Until last year, the Bermuda law on reserved powers was set out in section 2(3) of the Trusts (Special Provisions) Act 1989, which stated 'The reservation by the settlor of certain rights and powers, and the fact that the trustee may himself have rights as a beneficiary, are not necessarily inconsistent with the existence of a trust.'
The Act extends the wording of section 2(3) also to cover powers granted by the settlor and (without prejudice to the generality of section 2(3)) expressly sets out a wide range of powers which a settlor can reserve or grant without invalidating the trust, including:
a. (in the case of a reservation to the settlor or other donor of trust property) a power to revoke the trust in whole or in part;
b. a power to vary or amend the terms of a trust instrument or any of the trusts, purposes or powers arising thereunder in whole or in part;
c. a power to decide on or give directions to advance, appoint, pay, apply distribute or transfer the trust property;
d. a power to act as, or give directions as to the appointment or removal of directors or officers of companies owned by the trust, or to direct the trustees how to exercise voting rights with respect to the shares of such companies;
e. a power to give directions in connection with investments or the exercise of any powers or rights arising from such trust property;
f. a power to appoint, add, remove or replace any trustee, protector, enforcer or other office holder or advisor;
g. a power to add, remove or exclude an beneficiary, class of beneficiaries or purpose;
h. a power to change the governing law and the forum for administration of the trust; and
i. a power to restrict the exercise of any powers, discretions or functions of a trustee by requiring that they shall only be exercisable with the consent, or at the direction, of a person or the persons specified in the trust instrument.
The very wide powers expressly sanctioned by the Bermuda legislation provides scope for a settlor to exert (whether personally or through a trusted appointee) a degree of control which may in other jurisdictions lead to allegations of sham or invalidity.
In passing this legislation, Bermuda is making a clear play for business from the international settlor. However, when deciding on any jurisdiction, and the extent to which powers should be reserved to a settlor, it is necessary to consider the aims of the trust. If asset protection is one aspect, and particularly asset protection on divorce, settlors should be reminded of the powers of the English Court to vary nuptial settlements or to treat trust assets as a resource of the parties, and the fact that settlors have such powers could be relevant in the determination of how a settlement is treated on divorce.
In Charman v Charman  EWCA Civ 503 the Court of Appeal left open the question of the extent to which the fact that Mr Charman (who was the settlor of the trust) had power to change the trustees, was relevant to the question of whether, and if so, to what degree, the trust was a resource?
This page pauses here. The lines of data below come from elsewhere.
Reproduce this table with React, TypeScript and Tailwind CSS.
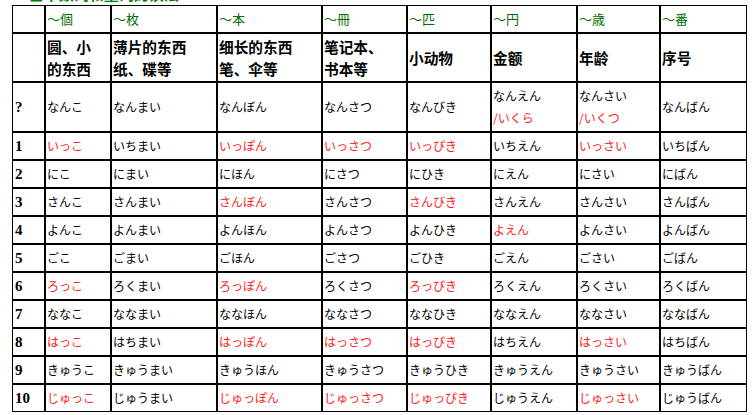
const counters = ['～個', '～枚', '～本', '～冊', '～匹', '～円', '～歳', '～番'];

const uses = [
  ['圆、小', '的东西'],
  ['薄片的东西', '纸、碟等'],
  ['细长的东西', '笔、伞等'],
  ['笔记本、', '书本等'],
  ['小动物'],
  ['金额'],
  ['年龄'],
  ['序号'],
];

// 前面带 * 的是特殊读法（红字）
const rows = [
  ['1', '*いっこ', 'いちまい', '*いっぽん', '*いっさつ', '*いっぴき', 'いちえん', '*いっさい', 'いちばん'],
  ['2', 'にこ', 'にまい', 'にほん', 'にさつ', 'にひき', 'にえん', 'にさい', 'にばん'],
  ['3', 'さんこ', 'さんまい', '*さんぼん', 'さんさつ', '*さんびき', 'さんえん', 'さんさい', 'さんばん'],
  ['4', 'よんこ', 'よんまい', 'よんほん', 'よんさつ', 'よんひき', '*よえん', 'よんさい', 'よんばん'],
  ['5', 'ごこ', 'ごまい', 'ごほん', 'ごさつ', 'ごひき', 'ごえん', 'ごさい', 'ごばん'],
  ['6', '*ろっこ', 'ろくまい', '*ろっぽん', 'ろくさつ', '*ろっぴき', 'ろくえん', 'ろくさい', 'ろくばん'],
  ['7', 'ななこ', 'ななまい', 'ななほん', 'ななさつ', 'ななひき', 'ななえん', 'ななさい', 'ななばん'],
  ['8', '*はっこ', 'はちまい', '*はっぽん', '*はっさつ', '*はっぴき', 'はちえん', '*はっさい', 'はちばん'],
  ['9', 'きゅうこ', 'きゅうまい', 'きゅうほん', 'きゅうさつ', 'きゅうひき', 'きゅうえん', 'きゅうさい', 'きゅうばん'],
  ['10', '*じゅっこ', 'じゅうまい', '*じゅっぽん', '*じゅっさつ', '*じゅっぴき', 'じゅうえん', '*じゅっさい', 'じゅうばん'],
];

const widths = ['w-[33px]', 'w-[66px]', 'w-[106px]', 'w-[105px]', 'w-[85px]', 'w-[84px]', 'w-[86px]', 'w-[83px]', 'w-[87px]'];

const jp = "font-['Noto_Sans_CJK_JP',sans-serif]";
const cell = 'border border-black px-[1px] align-middle text-left';
const num = "font-['Liberation_Serif','Noto_Sans_CJK_SC',serif] font-bold text-[15px] pl-[2px]";

export default function App() {
  return (
    <div className="w-[752px] h-[415px] bg-white overflow-hidden">
      {/* 被截掉的标题 */}
      <div className="h-[5px] overflow-hidden pl-[15px]">
        <div className="-mt-[15px] text-[15px] leading-[18px] font-bold text-[#008000] font-['Noto_Sans_CJK_SC',sans-serif]">
          3.基本数词和量词的读法
        </div>
      </div>

      <table className="ml-[12px] w-[735px] table-fixed border-separate border-spacing-0 text-black">
        <colgroup>
          {widths.map((w, i) => (
            <col key={i} className={w} />
          ))}
        </colgroup>
        <tbody>
          <tr className="h-[28px]">
            <td className={cell}></td>
            {counters.map((c) => (
              <td key={c} className={`${cell} ${jp} text-[13px] text-[#007000]`}>
                {c}
              </td>
            ))}
          </tr>

          <tr className="h-[49px]">
            <td className={cell}></td>
            {uses.map((u, i) => (
              <td key={i} className={`${cell} font-['Noto_Sans_CJK_SC',sans-serif] font-bold text-[14.67px] leading-[22px]`}>
                {u.map((line, j) => (
                  <div key={j}>{line}</div>
                ))}
              </td>
            ))}
          </tr>

          <tr className="h-[50px]">
            <td className={`${cell} ${num}`}>?</td>
            <td className={`${cell} ${jp} text-[12px]`}>なんこ</td>
            <td className={`${cell} ${jp} text-[12px]`}>なんまい</td>
            <td className={`${cell} ${jp} text-[12px]`}>なんぼん</td>
            <td className={`${cell} ${jp} text-[12px]`}>なんさつ</td>
            <td className={`${cell} ${jp} text-[12px]`}>なんびき</td>
            <td className={`${cell} ${jp} text-[12px] leading-[22px]`}>
              <div>なんえん</div>
              <div className="text-[#ff2020]">/いくら</div>
            </td>
            <td className={`${cell} ${jp} text-[12px] leading-[22px]`}>
              <div>なんさい</div>
              <div className="text-[#ff2020]">/いくつ</div>
            </td>
            <td className={`${cell} ${jp} text-[12px]`}>なんばん</td>
          </tr>

          {rows.map((r) => (
            <tr key={r[0]} className="h-[28px]">
              <td className={`${cell} ${num}`}>{r[0]}</td>
              {r.slice(1).map((w, i) => (
                <td
                  key={i}
                  className={`${cell} ${jp} text-[12px] ${w.startsWith('*') ? 'text-[#ff2020]' : ''}`}
                >
                  {w.replace('*', '')}
                </td>
              ))}
            </tr>
          ))}
        </tbody>
      </table>
    </div>
  );
}
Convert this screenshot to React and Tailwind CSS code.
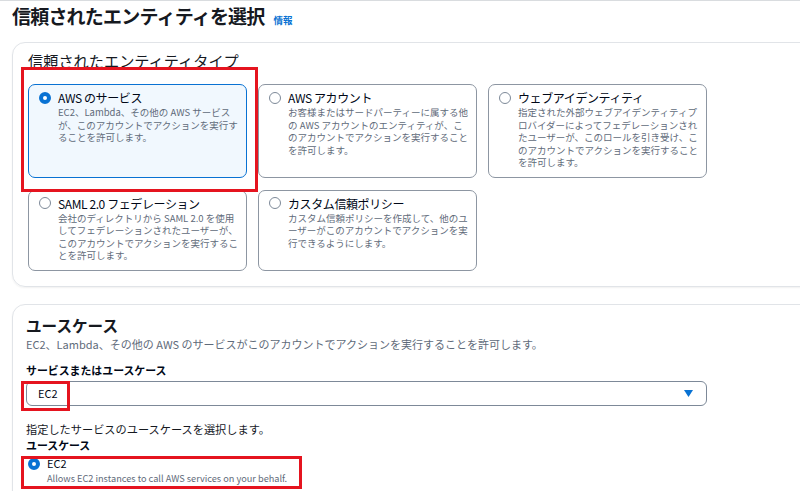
const font = { fontFamily: '"Noto Sans CJK JP", "Noto Sans", sans-serif' }

const types = [
  {
    title: 'AWS のサービス',
    lines: ['EC2、Lambda、その他の AWS サービス', 'が、このアカウントでアクションを実行す', 'ることを許可します。'],
    selected: true,
  },
  {
    title: 'AWS アカウント',
    lines: ['お客様またはサードパーティーに属する他', 'の AWS アカウントのエンティティが、こ', 'のアカウントでアクションを実行すること', 'を許可します。'],
  },
  {
    title: 'ウェブアイデンティティ',
    lines: ['指定された外部ウェブアイデンティティプ', 'ロバイダーによってフェデレーションされ', 'たユーザーが、このロールを引き受け、こ', 'のアカウントでアクションを実行すること', 'を許可します。'],
  },
  {
    title: 'SAML 2.0 フェデレーション',
    lines: ['会社のディレクトリから SAML 2.0 を使用', 'してフェデレーションされたユーザーが、', 'このアカウントでアクションを実行するこ', 'とを許可します。'],
  },
  {
    title: 'カスタム信頼ポリシー',
    lines: ['カスタム信頼ポリシーを作成して、他のユ', 'ーザーがこのアカウントでアクションを実', '行できるようにします。'],
  },
]

function Radio({ on }) {
  return on ? (
    <span className="block w-[12px] h-[12px] shrink-0 rounded-full border-[4px] border-[#0972d3] bg-white" />
  ) : (
    <span className="block w-[12px] h-[12px] shrink-0 rounded-full border-[1.5px] border-[#7d8998] bg-white" />
  )
}

function TypeCard({ t }) {
  return (
    <div
      className={
        'flex gap-[7px] rounded-[7px] border pl-[10px] pr-[8px] pt-[4px] pb-[8px] ' +
        (t.selected ? 'border-[#0972d3] bg-[#f1f8fe]' : 'border-[#8d96a2] bg-white')
      }
    >
      <div className="pt-[2.5px]">
        <Radio on={t.selected} />
      </div>
      <div>
        <div className="text-[12px] leading-[17px] tracking-[-0.4px] text-[#000716]">{t.title}</div>
        <div className="text-[9.5px] leading-[12.5px] text-[#5f6b7a]">
          {t.lines.map((l) => (
            <div key={l} className="whitespace-nowrap">{l}</div>
          ))}
        </div>
      </div>
    </div>
  )
}

function RedBox({ className }) {
  return <div className={'absolute border-[3px] border-[#e5141f] pointer-events-none ' + className} />
}

export default function App() {
  return (
    <div className="relative w-[800px] h-[491px] overflow-hidden bg-white" style={font}>
      <div className="h-px bg-[#d9dcdf]" />

      {/* Title */}
      <div className="mt-[3px] pl-[12px] flex items-baseline gap-[9px] h-[24px]">
        <h1 className="text-[19px] leading-[24px] tracking-[-0.8px] font-bold text-[#16191f]">信頼されたエンティティを選択</h1>
        <span className="text-[9.5px] font-bold text-[#0972d3]">情報</span>
      </div>

      {/* Trusted entity type panel */}
      <div className="mt-[14px] ml-[12px] w-[820px] rounded-[13px] border border-[#e1e4e8] shadow-[0_1px_2px_rgba(0,0,0,0.06)] pl-[15px] pt-[7px] pb-[15px]">
        <h2 className="text-[15.2px] leading-[20px] text-[#16191f]">信頼されたエンティティタイプ</h2>
        <div className="mt-[14px] grid grid-cols-[219px_219px_219px] gap-x-[11px] gap-y-[12px]">
          {types.map((t) => (
            <TypeCard key={t.title} t={t} />
          ))}
        </div>
      </div>

      {/* Use case panel */}
      <div className="mt-[17px] ml-[12px] w-[820px] h-[300px] rounded-[13px] border border-[#e1e4e8] shadow-[0_1px_2px_rgba(0,0,0,0.06)] pl-[13px] pt-[10px]">
        <h2 className="text-[15.6px] leading-[20px] font-bold text-[#16191f]">ユースケース</h2>
        <p className="mt-[2px] text-[11px] leading-[14px] text-[#5f6b7a]">
          EC2、Lambda、その他の AWS のサービスがこのアカウントでアクションを実行することを許可します。
        </p>
        <div className="mt-[12px] text-[10.9px] leading-[14px] font-bold text-[#000716]">サービスまたはユースケース</div>
        <div className="mt-[4px] w-[681px] h-[25px] rounded-[6px] border border-[#7d8998] flex items-center justify-between pl-[11px] pr-[13px]">
          <span className="text-[11px] text-[#000716]">EC2</span>
          <svg width="9" height="7" viewBox="0 0 9 7">
            <path d="M0 0 H9 L4.5 7 Z" fill="#0972d3" />
          </svg>
        </div>
        <div className="mt-[16px] text-[11.2px] leading-[14px] text-[#16191f]">指定したサービスのユースケースを選択します。</div>
        <div className="mt-[2px] text-[10.9px] leading-[14px] font-bold text-[#000716]">ユースケース</div>
        <div className="mt-[4px] flex gap-[7px] pl-[2px]">
          <div className="pt-[2px]">
            <Radio on />
          </div>
          <div>
            <div className="text-[11px] leading-[14px] text-[#000716]">EC2</div>
            <div className="mt-[2px] text-[9.2px] leading-[12px] text-[#5f6b7a]">
              Allows EC2 instances to call AWS services on your behalf.
            </div>
          </div>
        </div>
      </div>

      {/* Annotation boxes */}
      <RedBox className="left-[21px] top-[67px] w-[237px] h-[125px]" />
      <RedBox className="left-[21px] top-[381px] w-[49px] h-[30px]" />
      <RedBox className="left-[21px] top-[456px] w-[281px] h-[33px]" />
    </div>
  )
}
In that case the wife argued that as Mr Charman had reserved those powers to himself the trust assets should be considered as his resource, essentially, because he could exert control to enable implementation of a court order to take place by selecting trustees who were willing to comply with the Court Order in the event that the current trustees were not willing to do so.
As it happened the Court of Appeal found that it could establish that the trust was a resource of the husband by relying on other factors so this issue was not determined, but instead left to be dealt with on another occasion. It does, however, illustrate the potential dangers of settlor's reserved powers.
Prest v Petrodel & Others  SC34 is Supreme Court authority that the question of control is relevant to determining the resources of a party. Although the case did not relate to trust assets, Lady Hale agreed with Lord Sumption that whilst control was not relevant when establishing whether a property adjustment order could be made against an asset, it was relevant to the assessment of a party's resources under s25(2) of the Matrimonial Causes Act 1973.
In terms of settlors' wishes and intentions, these can also have an important impact upon the treatment of trust assets. Although the recent decision of P v P  EWCA 447 did not involve a Court assessing the settlor's reserved powers, when it came to determining whether the trust was a nuptial settlement and, if so, what the nuptial element was, one of the settlors gave evidence in the case setting out his intentions at the time the trust was created. Mostyn J, who gave the first instance decision, looked at the powers of the trust which enabled the trustees to distribute the capital to the husband (the settlors' son). He also took into account the settlors' intentions, which were to enable the son to live in the property for the rest of his life, but with power to distribute the capital to him, and held that the entire trust was a nuptial settlement. In making the award, however, in addition to a lump sum he awarded the wife a life interest in a sum of money to enable her to acquire a property for life.
The decision was appealed by the trustees. Although the Court of Appeal found that Mostyn J was correct to give 'heavy weight' to the settlors' intentions at the time the trust was created for assets to remain in the family, it also considered that he had properly balanced those intentions as against the Court's obligations to achieve fairness to the wife by making an award to meet her housing needs.
These cases therefore illustrate that whilst settlors may have more options available to them to retain certain levels of control, and they may wish to set out their intentions upon the trust being created, advice should be obtained on how such powers and intentions may be treated in the context of a divorce of either a settlor or beneficiaries. As with many decisions when settling assets on trust it is a balancing exercise that should be carried out carefully and by reference to the specific facts.